Une règle à calcul | © Roger McLassus (Wikimedia)
Une règle à calcul | © Roger McLassus (Wikimedia)

« Les machines à calculer d’alors étaient tout juste capables d’effectuer les quatre opérations de base, soit addition, soustraction, multiplication et division. A la mesure de l’ère informatique, la souris mécanique est une antiquité et il y a longtemps que plus personne ne l’utilise. Donc, aucun intérêt de la modéliser. Par conséquent, on ne saura jamais si elle peut fonctionner! »

Souris et locomotives, ça roule!

« Essayons tout de même de comprendre comment fonctionne une souris mécanique. Pour cela il faut savoir que la force de frottement d’un corps sur une surface dépend de deux facteurs: premièrement, la force d’appui (f) et, deuxièmement, le coefficient de frottement (mu). Il dépend de la nature des objets en contact et varie fortement en fonction des conditions d’humidité, de température, et également dans le temps. Le frottement dynamique est plus fort au démarrage du mouvement. Ce phénomène s’appelle stick-slip, en anglais, en français: collage au démarrage.

C’est pourquoi une souris, une vraie cette fois-ci, avec ses vingt grammes ne glisse pas sur le parquet quand elle court, et qu’une locomotive doit peser ses cent-cinquante tonnes pour ne pas patiner sur les rails au démarrage ou lors de traction dans une pente. Si vous cherchez un rapport entre une souris et une locomotive (électrique ou à vapeur), le voici: la bille! »
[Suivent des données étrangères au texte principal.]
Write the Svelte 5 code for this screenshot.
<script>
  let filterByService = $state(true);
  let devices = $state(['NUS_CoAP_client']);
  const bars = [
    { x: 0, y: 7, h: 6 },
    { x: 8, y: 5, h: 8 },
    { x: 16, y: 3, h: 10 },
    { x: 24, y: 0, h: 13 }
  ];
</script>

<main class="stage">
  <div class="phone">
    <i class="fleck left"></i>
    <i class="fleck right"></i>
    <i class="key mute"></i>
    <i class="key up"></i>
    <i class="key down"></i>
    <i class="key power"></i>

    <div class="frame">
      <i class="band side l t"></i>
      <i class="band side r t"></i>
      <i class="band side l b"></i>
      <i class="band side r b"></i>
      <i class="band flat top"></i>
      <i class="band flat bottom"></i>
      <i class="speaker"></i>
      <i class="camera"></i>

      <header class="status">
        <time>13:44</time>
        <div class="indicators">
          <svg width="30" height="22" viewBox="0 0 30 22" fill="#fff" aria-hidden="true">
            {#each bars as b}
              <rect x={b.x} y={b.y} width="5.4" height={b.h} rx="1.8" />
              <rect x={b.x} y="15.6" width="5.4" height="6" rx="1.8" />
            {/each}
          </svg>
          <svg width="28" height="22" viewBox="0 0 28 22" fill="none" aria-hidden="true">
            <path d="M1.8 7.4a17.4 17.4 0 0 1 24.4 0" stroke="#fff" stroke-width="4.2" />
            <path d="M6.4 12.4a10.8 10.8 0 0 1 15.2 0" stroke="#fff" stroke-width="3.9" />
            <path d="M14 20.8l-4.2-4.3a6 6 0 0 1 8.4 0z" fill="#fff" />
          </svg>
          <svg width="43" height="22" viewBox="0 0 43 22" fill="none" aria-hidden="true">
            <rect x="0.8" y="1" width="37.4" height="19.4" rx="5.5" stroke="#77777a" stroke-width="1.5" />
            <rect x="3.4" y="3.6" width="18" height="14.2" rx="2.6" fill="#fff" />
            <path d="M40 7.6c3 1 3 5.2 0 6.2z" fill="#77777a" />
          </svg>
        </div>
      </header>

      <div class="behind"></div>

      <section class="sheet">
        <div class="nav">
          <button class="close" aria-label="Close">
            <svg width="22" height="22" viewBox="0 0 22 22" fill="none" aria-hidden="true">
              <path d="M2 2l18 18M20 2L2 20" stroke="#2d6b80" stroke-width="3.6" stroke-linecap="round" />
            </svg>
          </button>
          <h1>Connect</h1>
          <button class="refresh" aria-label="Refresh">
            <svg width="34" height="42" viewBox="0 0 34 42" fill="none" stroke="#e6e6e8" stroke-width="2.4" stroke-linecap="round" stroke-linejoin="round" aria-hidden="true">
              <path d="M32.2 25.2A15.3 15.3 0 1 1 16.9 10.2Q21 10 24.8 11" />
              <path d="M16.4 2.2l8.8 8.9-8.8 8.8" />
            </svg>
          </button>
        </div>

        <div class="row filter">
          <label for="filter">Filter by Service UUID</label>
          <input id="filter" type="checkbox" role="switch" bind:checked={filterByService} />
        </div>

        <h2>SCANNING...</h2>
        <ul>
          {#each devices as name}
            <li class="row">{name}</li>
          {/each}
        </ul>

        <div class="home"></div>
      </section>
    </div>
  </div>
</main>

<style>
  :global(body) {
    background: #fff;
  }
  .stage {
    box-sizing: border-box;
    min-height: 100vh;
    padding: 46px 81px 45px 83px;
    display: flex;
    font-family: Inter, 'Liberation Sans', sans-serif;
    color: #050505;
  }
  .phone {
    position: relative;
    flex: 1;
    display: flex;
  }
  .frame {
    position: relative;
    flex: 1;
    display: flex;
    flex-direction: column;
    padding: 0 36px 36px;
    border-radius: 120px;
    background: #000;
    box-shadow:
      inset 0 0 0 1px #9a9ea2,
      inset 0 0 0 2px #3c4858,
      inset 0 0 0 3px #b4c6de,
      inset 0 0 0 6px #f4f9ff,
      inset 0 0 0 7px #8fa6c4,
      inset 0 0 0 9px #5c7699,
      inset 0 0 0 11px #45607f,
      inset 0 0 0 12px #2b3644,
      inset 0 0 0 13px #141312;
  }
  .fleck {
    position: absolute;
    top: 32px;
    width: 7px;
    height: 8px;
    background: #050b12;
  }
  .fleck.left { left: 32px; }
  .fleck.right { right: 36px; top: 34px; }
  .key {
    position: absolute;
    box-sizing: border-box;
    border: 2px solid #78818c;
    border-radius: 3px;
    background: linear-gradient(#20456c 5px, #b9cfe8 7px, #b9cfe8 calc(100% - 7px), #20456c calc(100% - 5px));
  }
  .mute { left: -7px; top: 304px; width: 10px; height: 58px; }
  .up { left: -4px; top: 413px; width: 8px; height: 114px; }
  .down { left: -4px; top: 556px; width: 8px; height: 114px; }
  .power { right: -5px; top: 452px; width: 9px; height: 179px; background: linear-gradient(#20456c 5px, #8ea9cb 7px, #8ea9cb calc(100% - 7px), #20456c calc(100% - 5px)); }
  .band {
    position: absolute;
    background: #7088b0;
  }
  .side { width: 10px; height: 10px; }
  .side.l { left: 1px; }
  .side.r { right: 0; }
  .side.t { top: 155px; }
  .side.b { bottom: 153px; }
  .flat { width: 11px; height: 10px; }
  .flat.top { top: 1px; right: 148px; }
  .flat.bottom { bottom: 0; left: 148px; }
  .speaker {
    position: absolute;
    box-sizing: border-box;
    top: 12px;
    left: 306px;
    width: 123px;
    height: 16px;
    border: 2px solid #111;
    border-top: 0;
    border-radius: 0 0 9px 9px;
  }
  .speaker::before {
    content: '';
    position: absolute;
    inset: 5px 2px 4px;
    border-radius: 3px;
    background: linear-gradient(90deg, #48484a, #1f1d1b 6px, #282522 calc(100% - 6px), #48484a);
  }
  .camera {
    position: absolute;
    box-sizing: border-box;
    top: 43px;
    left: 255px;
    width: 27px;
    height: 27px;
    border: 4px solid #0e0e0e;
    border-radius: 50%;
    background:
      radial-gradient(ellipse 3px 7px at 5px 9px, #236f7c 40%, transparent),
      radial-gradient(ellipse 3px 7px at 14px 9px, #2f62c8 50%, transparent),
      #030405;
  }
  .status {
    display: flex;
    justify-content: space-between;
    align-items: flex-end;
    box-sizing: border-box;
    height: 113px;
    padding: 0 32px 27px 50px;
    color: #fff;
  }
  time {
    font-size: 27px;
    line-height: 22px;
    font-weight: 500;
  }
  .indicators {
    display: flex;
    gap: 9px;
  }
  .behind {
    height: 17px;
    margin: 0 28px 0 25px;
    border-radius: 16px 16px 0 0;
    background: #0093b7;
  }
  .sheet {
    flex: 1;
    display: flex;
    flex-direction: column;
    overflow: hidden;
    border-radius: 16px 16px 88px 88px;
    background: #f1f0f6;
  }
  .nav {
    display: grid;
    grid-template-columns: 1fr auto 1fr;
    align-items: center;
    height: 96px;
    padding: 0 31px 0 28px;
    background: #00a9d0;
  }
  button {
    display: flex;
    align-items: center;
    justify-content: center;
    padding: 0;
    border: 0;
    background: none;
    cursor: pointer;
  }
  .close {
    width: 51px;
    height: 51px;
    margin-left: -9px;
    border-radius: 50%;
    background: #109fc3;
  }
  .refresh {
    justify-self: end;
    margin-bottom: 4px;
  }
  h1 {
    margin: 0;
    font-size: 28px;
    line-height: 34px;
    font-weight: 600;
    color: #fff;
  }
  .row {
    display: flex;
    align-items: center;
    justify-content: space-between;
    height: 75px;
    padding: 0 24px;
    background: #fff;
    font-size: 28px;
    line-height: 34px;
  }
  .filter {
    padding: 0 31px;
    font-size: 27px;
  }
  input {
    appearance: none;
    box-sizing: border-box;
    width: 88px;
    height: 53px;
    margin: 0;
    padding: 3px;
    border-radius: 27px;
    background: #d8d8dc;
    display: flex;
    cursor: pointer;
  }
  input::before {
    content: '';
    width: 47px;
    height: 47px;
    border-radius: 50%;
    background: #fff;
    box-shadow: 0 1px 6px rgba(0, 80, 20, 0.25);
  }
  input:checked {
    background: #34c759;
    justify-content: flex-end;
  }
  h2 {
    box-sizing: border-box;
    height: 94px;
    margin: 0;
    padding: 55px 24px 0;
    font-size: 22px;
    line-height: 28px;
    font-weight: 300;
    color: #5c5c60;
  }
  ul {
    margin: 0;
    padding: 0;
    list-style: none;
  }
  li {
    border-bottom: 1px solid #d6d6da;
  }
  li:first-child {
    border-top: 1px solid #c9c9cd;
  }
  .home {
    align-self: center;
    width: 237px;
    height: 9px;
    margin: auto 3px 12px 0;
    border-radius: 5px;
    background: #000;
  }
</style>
Bloc mécanique transparent en plexiglas d’une des 50 premières souris hémisphériques rouges conçues et fabriquées par André Guignard. Et, surprise! Jean-Daniel Nicoud se reflète dans la bille métallique (roulement à bille de locomotive) | © LAMI
Bloc mécanique transparent en plexiglas d’une des 50 premières souris hémisphériques rouges conçues et fabriquées par André Guignard. Et, surprise! Jean-Daniel Nicoud se reflète dans la bille métallique (roulement à bille de locomotive) | © LAMI

« En effet, la bille utilisée pour équiper la souris mécanique correspond aux billes en acier des grands roulements à billes, qui équipent le matériel roulant des chemins de fer, dont les locomotives. Sa masse, donc son poids important, compensait son faible coefficient de frottement pour une adhésion acceptable sur les surfaces lisses d’un bureau. Une bille en caoutchouc aurait été préférable, mais je ne disposais pas, à l’époque de billes en polymère assez précise pour rouler sans à-coups. »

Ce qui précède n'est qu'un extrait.